Bipartisan Senators Introduce Bill to Help Strengthen Intellectual Property Laws for Music Legends
Coons, Kennedy, Tillis, Corker, Booker sponsor legislation supported by musicians, singers, record labels, and music distributors.
WASHINGTON – A bipartisan group of senators led by U.S. Senators Chris Coons (D-Del.) and John Kennedy (R-Louis.) today introduced the Compensating Legacy Artists for their Songs, Service, & Important Contributions to Society Act, or CLASSICS Act, which would ensure that recording artists from the pre-1972 music eras are fairly compensated when their music is played digitally.
For historical reasons, sound recordings made before February 15, 1972 are governed by state, not federal, law. And, in recent years, this oddity has led to disputes as to the scope of state law rights when sound recordings are performed by digital music services. The CLASSICS Act would correct that oddity by bringing those pre-1972 sound recordings into the federal system, thus allowing the artists and ownersof such recordings to be fairly compensated when their music is digitally transmitted.
In addition to Coons and Kennedy, the CLASSICS Act is co-sponsored by Thom Tillis (R-N.C.), Bob Corker (R-Tenn.), and Cory Booker (D-N.J.).
A one-pager on the CLASSICS Act is available here.
“The music performed and recorded by artists before February 15, 1972 is an important part of our shared cultural heritage. It’s the music many of us listened to growing up on records and cassettes, and it simply is not fair that when we listen to that music today on digital platforms, those legacy artists are not compensated even though their modern counterparts are,” said Senator Coons. “I’m pleased to join my colleagues from both sides of the aisle to introduce the CLASSICS Act and fix this long-standing disparity, and I thank the many different segments of the music industry that have worked hard to achieve this consensus solution.”
“Artists who made music prior to 1972 are getting a raw financial deal because of an antiquated loophole in our legal system. Our bill, the CLASSICS Act, will give the recognition and compensation these artists deserve,” said Senator Kennedy. “Louisiana is the birthplace of jazz. Artists who contributed to that uniquely New Orleans sound are pioneers who deserve the same copyright protections as everyone else. I will add that, in my opinion, music made after 1972, with the exception of Meatloaf’s work, isn’t as good as the classics anyway.”

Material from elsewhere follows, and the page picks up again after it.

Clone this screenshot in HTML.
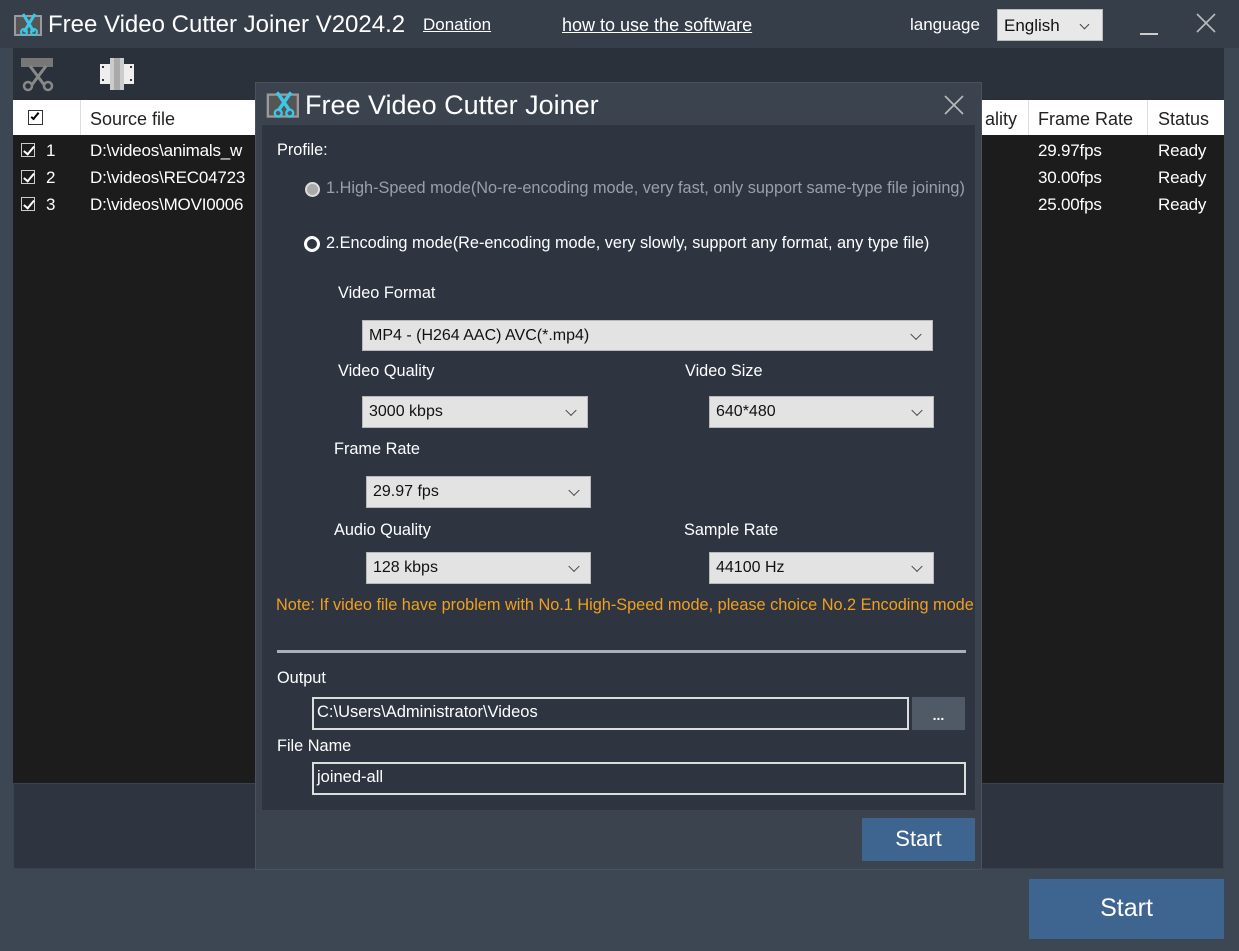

“Due to an outdated legal loophole, classical music recorded before 1972 does not enjoy the same copyright protections as today’s recordings,” said Senator Tillis. “The bipartisan CLASSICS Act is an overdue fix that modernizes how artists are compensated and gives our iconic artists the copyright protections and compensation they long deserve.”
“Tennessee is blessed with a vibrant music industry composed of talented songwriters, skilled musicians, and gifted recording artists,” said Senator Corker. “However, while the industry has been transformed with advances in technology, we have yet to modernize the way music creators are compensated for their work. It is nonsensical that today some of our legendary performers may not get paid for the hits they recorded before 1972, and this legislation will provide certainty for those artists.”
“For years, some of our most treasured recording artists have been unfairly denied payments due to loopholes in the federal copyright system that are senseless and arbitrary,” said Senator Booker. “This common-sense bill will close those loopholes and more fairly compensate legacy artists for their timeless work.”
The CLASSICS Act is supported by the American Association of Independent Music, the Recording Industry Association of America, Pandora, musicFIRST, the Internet Association, the Recording Academy, SoundExchange, Screen Actors Guild?American Federation of Television and Radio Artists, American Federation of Musicians, the Content Creators Coalition, the Future of Music Coalition, the Rhythm and Blues Foundation, and the Living Legends Foundation.